Hurricane Irene Is Over; Power Still Out for Many
What’s left of Hurricane Irene — which technically no longer qualifies as a named storm — has now moved on to Eastern Canada. Residents of the eastern United States are waking up this morning to messes of various kinds.
While New York City was largely spared — though Staten Island and Queens were whacked fairly hard — surrounding states, especially Connecticut and New Jersey, got a good thumping. As many as 700,000 people in Connecticut and 600,000 in New Jersey are without power in the wake of Irene, and many will go without for as long as a week.
Power outages in others states, in no particular order: Vermont is reporting another 50,000 residents without power, and at one point or another, every single road in that state, except for Interstates 89 and 91, were closed due to flooding.
Power outages were still being addressed this morning in Maryland, Virginia and North Carolina; another 20,000 or so are without power in the District of Columbia. Delaware has 39,000 without power, and a tornado touched down there; Pennsylvania, including the Philadelphia area, has about 400,000 without power. The total number of homes and businesses without power up and down the East Coast was in the neighborhood of six million.

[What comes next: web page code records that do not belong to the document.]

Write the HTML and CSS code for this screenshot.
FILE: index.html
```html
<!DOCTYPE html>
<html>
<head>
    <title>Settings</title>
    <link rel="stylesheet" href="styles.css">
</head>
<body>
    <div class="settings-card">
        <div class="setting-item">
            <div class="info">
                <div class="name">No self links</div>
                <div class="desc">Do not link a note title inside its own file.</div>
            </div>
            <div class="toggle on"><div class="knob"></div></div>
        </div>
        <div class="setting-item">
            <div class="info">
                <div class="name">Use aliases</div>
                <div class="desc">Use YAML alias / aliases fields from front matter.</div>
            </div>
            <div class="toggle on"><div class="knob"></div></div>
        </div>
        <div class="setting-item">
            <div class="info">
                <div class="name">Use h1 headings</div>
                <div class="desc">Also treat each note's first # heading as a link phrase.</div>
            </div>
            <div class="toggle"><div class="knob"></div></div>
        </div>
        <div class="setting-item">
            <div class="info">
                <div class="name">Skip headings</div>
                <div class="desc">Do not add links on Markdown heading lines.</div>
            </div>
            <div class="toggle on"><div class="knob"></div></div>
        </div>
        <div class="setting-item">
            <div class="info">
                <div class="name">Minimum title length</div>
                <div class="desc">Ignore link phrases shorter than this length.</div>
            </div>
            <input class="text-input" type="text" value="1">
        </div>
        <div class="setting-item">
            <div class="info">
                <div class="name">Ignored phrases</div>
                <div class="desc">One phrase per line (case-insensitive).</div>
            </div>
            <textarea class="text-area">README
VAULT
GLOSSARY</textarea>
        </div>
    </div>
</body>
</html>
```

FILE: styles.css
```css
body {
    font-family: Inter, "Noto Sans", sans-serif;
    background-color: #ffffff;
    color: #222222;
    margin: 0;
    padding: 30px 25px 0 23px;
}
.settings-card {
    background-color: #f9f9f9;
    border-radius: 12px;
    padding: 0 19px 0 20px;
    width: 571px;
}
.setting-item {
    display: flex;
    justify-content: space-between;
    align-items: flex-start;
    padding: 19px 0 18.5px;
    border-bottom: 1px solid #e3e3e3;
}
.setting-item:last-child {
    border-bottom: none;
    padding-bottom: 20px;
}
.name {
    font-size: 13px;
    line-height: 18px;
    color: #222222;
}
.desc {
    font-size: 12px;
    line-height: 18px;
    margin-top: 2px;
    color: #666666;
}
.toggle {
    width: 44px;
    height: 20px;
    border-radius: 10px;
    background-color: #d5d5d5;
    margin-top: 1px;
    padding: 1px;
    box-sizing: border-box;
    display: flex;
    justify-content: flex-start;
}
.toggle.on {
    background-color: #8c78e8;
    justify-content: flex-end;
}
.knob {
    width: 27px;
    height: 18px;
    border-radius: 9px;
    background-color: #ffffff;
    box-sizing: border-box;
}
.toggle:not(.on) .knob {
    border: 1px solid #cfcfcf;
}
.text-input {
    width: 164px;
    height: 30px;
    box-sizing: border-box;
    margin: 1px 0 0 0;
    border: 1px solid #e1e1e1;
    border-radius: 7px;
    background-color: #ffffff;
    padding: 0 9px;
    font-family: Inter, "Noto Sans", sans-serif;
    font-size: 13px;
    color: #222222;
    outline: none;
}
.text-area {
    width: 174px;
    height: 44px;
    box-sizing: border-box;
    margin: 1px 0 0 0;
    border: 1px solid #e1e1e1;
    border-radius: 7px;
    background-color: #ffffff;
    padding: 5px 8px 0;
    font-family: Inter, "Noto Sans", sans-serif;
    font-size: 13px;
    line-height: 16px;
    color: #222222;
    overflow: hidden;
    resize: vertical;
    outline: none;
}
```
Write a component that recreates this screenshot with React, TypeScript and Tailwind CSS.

An estimate of the cost of damage to insurers, conducted by Kinetic Analysis, a firm that predicts storm damage, is about $3 billion, down from an earlier estimate of $14 billion. The death toll so far is 25.

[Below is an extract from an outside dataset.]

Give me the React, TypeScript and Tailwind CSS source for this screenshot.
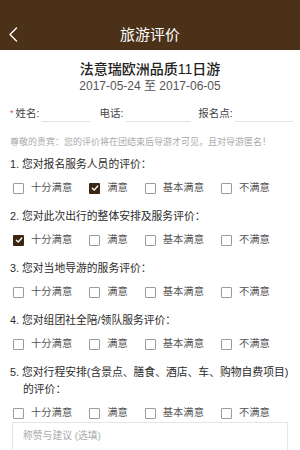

Flooding is by far the biggest threat. The city of Troy, New York, is threatened by a swelling Hudson River and a fragile dam holding it back.

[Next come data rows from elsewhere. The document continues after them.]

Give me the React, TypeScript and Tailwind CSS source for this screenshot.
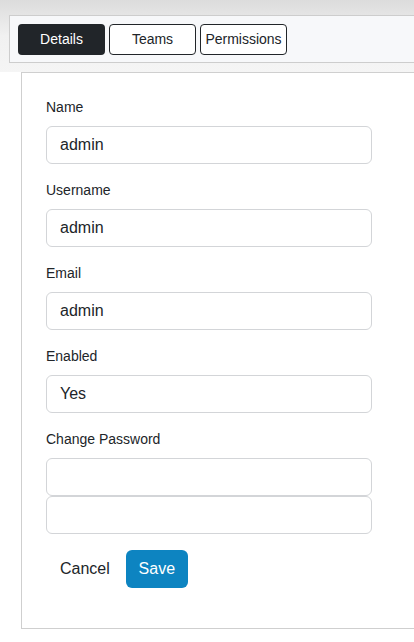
import React from 'react';

const fields = [
  { label: 'Name', value: 'admin' },
  { label: 'Username', value: 'admin' },
  { label: 'Email', value: 'admin' },
  { label: 'Enabled', value: 'Yes' },
];

const App = () => {
  return (
    <div className="min-h-screen bg-white text-[#212529]" style={{ fontFamily: '"Liberation Sans", Arial, sans-serif' }}>
      {/* Tab header */}
      <div className="bg-gradient-to-b from-[#dcdcdc] via-[#f1f1f1] to-[#f5f5f5] pt-[15px] pl-[9px] pb-[9px]">
        <div className="flex gap-[4px] border border-r-0 border-[#cdcdcd] bg-[#f7f8fa] pl-[8px] pt-[8px] pb-[7px]">
          <button className="h-[31px] w-[87px] rounded-[4px] bg-[#212529] text-[14px] text-white">Details</button>
          <button className="h-[31px] w-[87px] rounded-[4px] border border-[#212529] bg-white text-[14px] text-[#212529]">Teams</button>
          <button className="h-[31px] w-[87px] rounded-[4px] border border-[#212529] bg-white text-[14px] text-[#212529]">Permissions</button>
        </div>
      </div>

      {/* Details card */}
      <div className="ml-[21px] border border-r-0 border-[#cfcfcf] pl-[24px] pt-[26px] pb-[40px]">
        {fields.map((f) => (
          <div key={f.label} className="mb-[18px]">
            <div className="mb-[10px] text-[14px] leading-[17px]">{f.label}</div>
            <div className="flex h-[38px] w-[326px] items-center rounded-[6px] border border-[#d3d5d8] px-[13px] text-[16px]">
              {f.value}
            </div>
          </div>
        ))}
        <div className="mb-[10px] text-[14px] leading-[17px]">Change Password</div>
        <div className="h-[38px] w-[326px] rounded-[6px] border border-[#d3d5d8]" />
        <div className="h-[38px] w-[326px] rounded-[6px] border border-[#d3d5d8]" />
        <div className="mt-[16px] flex items-center gap-[2px]">
          <button className="h-[38px] px-[14px] text-[16px] text-[#212529]">Cancel</button>
          <button className="h-[38px] w-[62px] rounded-[6px] bg-[#0d84c1] text-[16px] text-white">Save</button>
        </div>
      </div>
    </div>
  );
};

export default App;
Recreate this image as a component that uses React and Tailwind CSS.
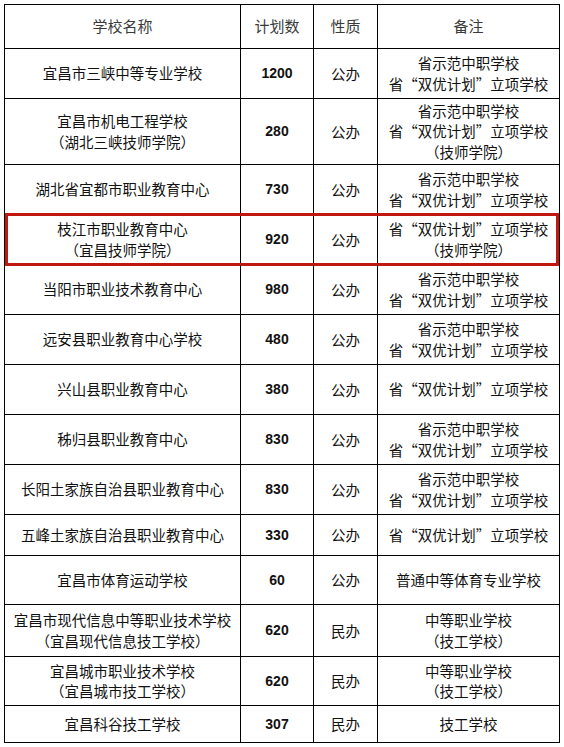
import React from "react";

// 学校招生计划表 — grid table, widths taken from the reference lines
const rows = [
  { name: ["宜昌市三峡中等专业学校"], n: "1200", kind: "公办", note: ["省示范中职学校", "省“双优计划”立项学校"], h: "h-[50px]" },
  { name: ["宜昌市机电工程学校", "（湖北三峡技师学院）"], n: "280", kind: "公办", note: ["省示范中职学校", "省“双优计划”立项学校", "（技师学院）"], h: "h-[66px]" },
  { name: ["湖北省宜都市职业教育中心"], n: "730", kind: "公办", note: ["省示范中职学校", "省“双优计划”立项学校"], h: "h-[50px]" },
  { name: ["枝江市职业教育中心", "（宜昌技师学院）"], n: "920", kind: "公办", note: ["省“双优计划”立项学校", "（技师学院）"], h: "h-[50px]", mark: true },
  { name: ["当阳市职业技术教育中心"], n: "980", kind: "公办", note: ["省示范中职学校", "省“双优计划”立项学校"], h: "h-[50px]" },
  { name: ["远安县职业教育中心学校"], n: "480", kind: "公办", note: ["省示范中职学校", "省“双优计划”立项学校"], h: "h-[50px]" },
  { name: ["兴山县职业教育中心"], n: "380", kind: "公办", note: ["省“双优计划”立项学校"], h: "h-[50px]" },
  { name: ["秭归县职业教育中心"], n: "830", kind: "公办", note: ["省示范中职学校", "省“双优计划”立项学校"], h: "h-[50px]" },
  { name: ["长阳土家族自治县职业教育中心"], n: "830", kind: "公办", note: ["省示范中职学校", "省“双优计划”立项学校"], h: "h-[50px]" },
  { name: ["五峰土家族自治县职业教育中心"], n: "330", kind: "公办", note: ["省“双优计划”立项学校"], h: "h-[41px]" },
  { name: ["宜昌市体育运动学校"], n: "60", kind: "公办", note: ["普通中等体育专业学校"], h: "h-[49px]" },
  { name: ["宜昌市现代信息中等职业技术学校", "（宜昌现代信息技工学校）"], n: "620", kind: "民办", note: ["中等职业学校", "（技工学校）"], h: "h-[52px]" },
  { name: ["宜昌城市职业技术学校", "（宜昌城市技工学校）"], n: "620", kind: "民办", note: ["中等职业学校", "（技工学校）"], h: "h-[49px]" },
  { name: ["宜昌科谷技工学校"], n: "307", kind: "民办", note: ["技工学校"], h: "h-[37px]" },
];

const cell = "flex flex-col items-center justify-center text-center border-r border-b border-black";

function Lines({ items }) {
  return items.map((t, i) => (
    <span key={i} className="block leading-[20.5px] whitespace-nowrap">{t}</span>
  ));
}

export default function App() {
  return (
    <div
      className="bg-white w-[564px] h-[747px] pt-[4px] pl-[4px] text-[#111] text-[14.5px]"
      style={{ fontFamily: '"Noto Sans CJK SC", "Liberation Sans", sans-serif' }}
    >
      <div className="w-[556px] border-l border-t border-black">
        {/* header */}
        <div className="grid grid-cols-[236px_73px_64px_182px] h-[44px] text-[#3a3a3a] text-[15px]">
          <div className={cell}>学校名称</div>
          <div className={cell}>计划数</div>
          <div className={cell}>性质</div>
          <div className={cell}>备注</div>
        </div>

        {rows.map((r, i) => (
          <div key={i} className={`relative grid grid-cols-[236px_73px_64px_182px] ${r.h}`}>
            <div className={cell}><Lines items={r.name} /></div>
            <div className={`${cell} font-bold text-[14px]`} style={{ fontFamily: '"Liberation Sans", Arial, sans-serif' }}>
              {r.n}
            </div>
            <div className={cell}>{r.kind}</div>
            <div className={cell}><Lines items={r.note} /></div>
            {r.mark && (
              <div className="absolute -top-[2px] left-0 w-[554px] h-[53px] border-[3px] border-[#c0180f] pointer-events-none" />
            )}
          </div>
        ))}
      </div>
    </div>
  );
}
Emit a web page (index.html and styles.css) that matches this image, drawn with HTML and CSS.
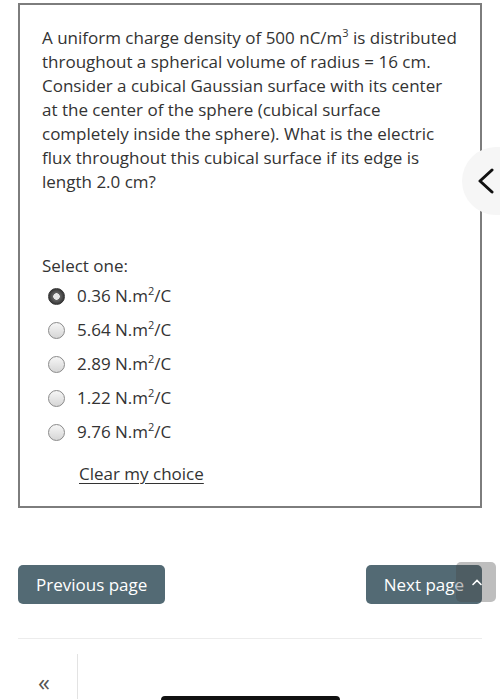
FILE: index.html
```html
<!DOCTYPE html>
<html>
<head>
<meta charset="utf-8">
<link rel="stylesheet" href="styles.css">
</head>
<body>
<div class="page">
  <div class="question">
    <p class="qtext">A uniform charge density of 500 nC/m<sup>3</sup> is distributed throughout a spherical volume of radius = 16 cm. Consider a cubical Gaussian surface with its center at the center of the sphere (cubical surface completely inside the sphere). What is the electric flux throughout this cubical surface if its edge is length 2.0 cm?</p>
    <div class="prompt">Select one:</div>
    <div class="answers">
      <label class="opt"><span class="radio checked"></span><span>0.36 N.m<sup>2</sup>/C</span></label>
      <label class="opt"><span class="radio"></span><span>5.64 N.m<sup>2</sup>/C</span></label>
      <label class="opt"><span class="radio"></span><span>2.89 N.m<sup>2</sup>/C</span></label>
      <label class="opt"><span class="radio"></span><span>1.22 N.m<sup>2</sup>/C</span></label>
      <label class="opt"><span class="radio"></span><span>9.76 N.m<sup>2</sup>/C</span></label>
    </div>
    <a class="clear">Clear my choice</a>
  </div>

  <div class="nav">
    <button class="btn">Previous page</button>
    <button class="btn">Next page</button>
  </div>
  <hr class="sep">
  <div class="footer">
    <div class="collapse">«</div>
    <div class="footmain"><div class="homebar"></div></div>
  </div>

  <div class="drawer-toggle">
    <svg width="20" height="26" viewBox="0 0 20 26"><path d="M16 2 L4 13 L16 24" fill="none" stroke="#111" stroke-width="3" stroke-linecap="round" stroke-linejoin="round"/></svg>
  </div>
  <div class="totop">
    <svg width="12" height="8" viewBox="0 0 12 8"><path d="M2 6.5 L6 2.5 L10 6.5" fill="none" stroke="#fff" stroke-width="1.6" stroke-linecap="round"/></svg>
  </div>
</div>
</body>
</html>
```
FILE: styles.css
```css
html, body {
  margin: 0;
  padding: 0;
  background: #fff;
  overflow: hidden;
}
body {
  font-family: "Open Sans", "Noto Sans", sans-serif;
  color: #333;
  width: 500px;
  height: 700px;
}
.page {
  position: relative;
  padding: 3px 18px 0 18px;
  height: 697px;
  overflow: hidden;
}
.question {
  border: 2px solid #7d7d7d;
  padding: 21px 22px 18px 22px;
  height: 462px;
}
.qtext {
  margin: 0;
  font-size: 17px;
  line-height: 24px;
}
sup {
  font-size: 11px;
  line-height: 0;
  vertical-align: 7px;
}
.prompt {
  margin-top: 60px;
  font-size: 17px;
  line-height: 24px;
}
.answers {
  display: flex;
  flex-direction: column;
  gap: 10px;
  margin-top: 6px;
  padding-left: 6px;
}
.opt {
  display: flex;
  align-items: center;
  gap: 12px;
  font-size: 17px;
  line-height: 24px;
}
.radio {
  width: 15px;
  height: 15px;
  border-radius: 50%;
  border: 1px solid #8a8a8a;
  background: linear-gradient(#f6f6f6, #d6d6d6);
  box-sizing: content-box;
}
.radio.checked {
  border: 1px solid #333;
  background: radial-gradient(circle, #e8e8e8 0 3px, #666 3.5px, #333 8px);
}
.clear {
  display: inline-block;
  margin-top: 18px;
  margin-left: 37px;
  font-size: 17px;
  line-height: 24px;
  text-decoration: underline;
  text-underline-offset: 3px;
  color: #333;
}
.nav {
  display: flex;
  justify-content: space-between;
  margin-top: 57px;
}
.btn {
  font-family: "Open Sans", "Noto Sans", sans-serif;
  font-size: 17px;
  color: #fff;
  background: #536a74;
  border: none;
  border-radius: 5px;
  height: 39px;
  padding: 0 18px;
}
.sep {
  border: none;
  border-top: 1px solid #ececec;
  margin: 34px 0 0 0;
}
.footer {
  display: flex;
  margin-top: 15px;
  height: 45px;
}
.collapse {
  width: 60px;
  border-right: 1px solid #e3e3e3;
  font-size: 24px;
  color: #555;
  padding-top: 16px;
  padding-left: 20px;
  box-sizing: border-box;
  line-height: 24px;
}
.footmain {
  flex: 1;
  position: relative;
}
.homebar {
  position: absolute;
  left: 83px;
  top: 42px;
  width: 179px;
  height: 8px;
  background: #111;
  border-radius: 4px;
}
.drawer-toggle {
  position: absolute;
  left: 462px;
  top: 147px;
  width: 38px;
  height: 68px;
  border-radius: 34px 0 0 34px;
  background: #f6f6f6;
  display: flex;
  align-items: center;
  padding-left: 14px;
  box-sizing: border-box;
}
.totop {
  position: absolute;
  left: 456px;
  top: 562px;
  width: 40px;
  height: 40px;
  border-radius: 5px;
  background: rgba(70, 70, 70, 0.35);
  display: flex;
  align-items: center;
  padding-left: 15px;
  box-sizing: border-box;
}
```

Overall, communications infrastructure held up pretty well — except in those places where it didn’t. In a conference call on Sunday, the Federal Communications Commission said that 130,000 wireline subscribers lost phone service, while nearly 1,400 cellular telephone sites were out of service. Another 1,093 cell sites were running on backup power, and 500,000 cable TV subscribers lost service. The agency warned the tally could get worse, as power outages remain and battery backup systems fail.
All the stock exchanges in New York will open normally, though lots of traders who typically come into the city on Metro North may have trouble getting to work.
Did I say New York was largely spared? By the storm, mainly, but not by slightly panicked officials. The Metro Transit Authority is scrambling to get the subway system back up and running normally. Having for the first time shut the entire system down, it was limping back to life as of 6 am Eastern time. While the Long Island Railroad is running a nearly normal schedule, Metro North is not expected to operate at all.
New York area airports are re-opening as of 7 am Eastern time. Traffic at Logan International Airport in Boston is still snarled, as is Amtrak’s Acela service. Flights into and out of Baltimore and Washington, D.C., were slowly getting under way.
Another casualty: Local public radio station WNYC suffered damage to its AM transmitter because of flooding in New Jersey, and directed listeners to its Web stream, though its FM transmitter was fine.
For all the trouble Irene caused humankind, a more fragile creature emerged unscathed from the storm’s path. USA Today has an interesting story about a rare whimbrel, a type of shorebird, nicknamed Chinquapin by wildlife scientists in Georgia, who tagged it with a radio tracking device and spotted its signal on the Caribbean island of Eleuthera. The bird had flown through the most dangerous northeast section of Irene when it was still a Category 3 hurricane. Whimbrels typically spend their summers in Canada and then fly south to Brazil to breed. That’s one tough bird.